Last week’s sage, Johanan Ha-Sandelar, was the friend and traveling companion of this week’s sage, Eleazar b. Shammua. They were the last disciples of Rabbi Akiva, and are credited with bringing forward into the tradition his decisions and thinking. They did not go to Yavneh after the Destruction and expulsion, but set up in Galilee, where legend says that Eleazar’s students crowded into tiny rooms, so crowded that when Judah the Nasi came to study (when he was the Nasi’s son, not the Nasi yet himself), they would not let him squeeze in to make it more crowded. Yet he stayed, and returned even after he had become the leader of the Sanhedrin, to learn from his old teacher some more. Here is the translation of Herbert Danby:

R. Eleazar b. Shammua said: Let the honour of thy disciple be as dear to thee as thine own and as the honor of thy companion, and the honour of thy companion as the fear of thy teacher, and the fear of thy teacher as the fear of Heaven.
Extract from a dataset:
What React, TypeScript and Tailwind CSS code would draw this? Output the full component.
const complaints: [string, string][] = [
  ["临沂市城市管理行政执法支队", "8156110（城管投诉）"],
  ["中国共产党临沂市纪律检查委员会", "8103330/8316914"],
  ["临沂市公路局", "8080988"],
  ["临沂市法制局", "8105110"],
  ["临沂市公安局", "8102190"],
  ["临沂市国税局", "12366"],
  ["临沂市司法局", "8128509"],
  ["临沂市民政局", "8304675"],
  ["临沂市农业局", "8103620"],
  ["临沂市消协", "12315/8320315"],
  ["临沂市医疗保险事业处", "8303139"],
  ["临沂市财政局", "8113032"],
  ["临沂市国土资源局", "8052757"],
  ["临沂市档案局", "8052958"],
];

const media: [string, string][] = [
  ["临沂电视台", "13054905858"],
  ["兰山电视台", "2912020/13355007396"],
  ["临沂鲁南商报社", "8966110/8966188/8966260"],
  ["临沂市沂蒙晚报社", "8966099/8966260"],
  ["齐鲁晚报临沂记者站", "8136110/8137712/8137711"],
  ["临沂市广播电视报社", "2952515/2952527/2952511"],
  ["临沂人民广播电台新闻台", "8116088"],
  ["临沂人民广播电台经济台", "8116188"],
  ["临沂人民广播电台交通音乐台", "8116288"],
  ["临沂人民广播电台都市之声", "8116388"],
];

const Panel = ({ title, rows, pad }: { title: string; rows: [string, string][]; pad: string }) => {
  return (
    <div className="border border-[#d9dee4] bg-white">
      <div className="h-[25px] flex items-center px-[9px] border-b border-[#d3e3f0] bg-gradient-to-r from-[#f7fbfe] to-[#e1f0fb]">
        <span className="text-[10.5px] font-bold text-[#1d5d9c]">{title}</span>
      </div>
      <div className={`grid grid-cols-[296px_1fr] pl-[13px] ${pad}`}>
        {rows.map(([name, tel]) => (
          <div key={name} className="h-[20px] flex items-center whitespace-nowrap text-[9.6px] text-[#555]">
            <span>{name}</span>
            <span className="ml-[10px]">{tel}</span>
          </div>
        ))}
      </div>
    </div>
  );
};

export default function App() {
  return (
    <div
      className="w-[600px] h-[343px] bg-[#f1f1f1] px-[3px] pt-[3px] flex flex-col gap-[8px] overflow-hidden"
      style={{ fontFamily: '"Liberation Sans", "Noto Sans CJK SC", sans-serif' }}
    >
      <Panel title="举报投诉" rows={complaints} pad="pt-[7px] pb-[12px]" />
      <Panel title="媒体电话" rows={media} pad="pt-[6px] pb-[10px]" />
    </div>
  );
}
Before I go into the language of it, I want to mention two notable moments that bookend his career as a rabbi. He had been a disciple of Rabbi Akiva, as I said, but Akiva had been imprisoned by the Romans and ordaining new Rabbis was prohibited in the wake of the Bar-Koziba rebellion. But then, how would the rabbinate survive? It is said that twenty-four thousand pupils of Rabbi Akiva had died between Passover and Shavuot, and the world was desolate and the Torah was forgotten. Rabbi Jehuda ben Baba, a man of great piety, declared that he would ordain the last of Rabbi Akiva’s pupils, in defiance of the ban. He took them out of town (so that the residents of the town would not killed in retribution) and had completed the ordination ceremony when the Roman soldiers came. The young rabbis escaped, but Jehuda ben Baba was slain. Eleazar ben Shammua, together with his companions, began their life as rabbis surrounded by death.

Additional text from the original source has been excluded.